With Unexpected Tasks Come More Dilatory Behaviors: The Dynamic Spillover Effects of Illegitimate Tasks on Procrastination at Work

Fu Yang,Zihan Zhou,Xiaoyu Huang

Published 2025 in Human Resource Management Journal

ABSTRACT

While the general picture in the procrastination literature pinpoints the adverse consequences of procrastination for employees and organizations, a focus on an in‐depth understanding of its antecedents is largely missing from the literature. This arouses the attention in human resource management practices. Drawing on the conservation of resources theory, this study proposes a serial mediation model that explains how and when daily procrastination is enacted in the workplace.
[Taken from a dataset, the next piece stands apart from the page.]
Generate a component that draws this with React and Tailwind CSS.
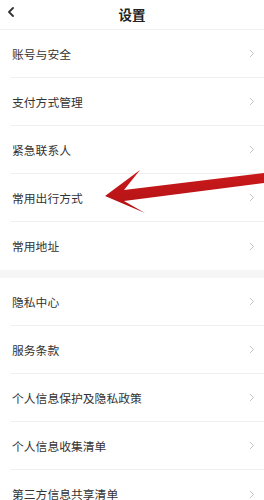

We conducted a time‐lagged consecutive 10‐day experience sampling methodology study with 83 employees (n = 619 daily observations) to test our model. Results of multilevel path analyses revealed a spillover and spill‐back process in which the resource drain from illegitimate tasks intrudes into the home domain to trigger poor sleep quality and next‐day morning fatigue. This, in turn, feeds into next‐day procrastination at work. Furthermore, recovery self‐efficacy buffers the extent to which procrastination occurs when employees encounter illegitimate tasks. Taken together, these insights pave the way for successful human resource management practices aimed at handling workplace procrastination by avoiding inappropriate job design and emphasizing valuable personal resource.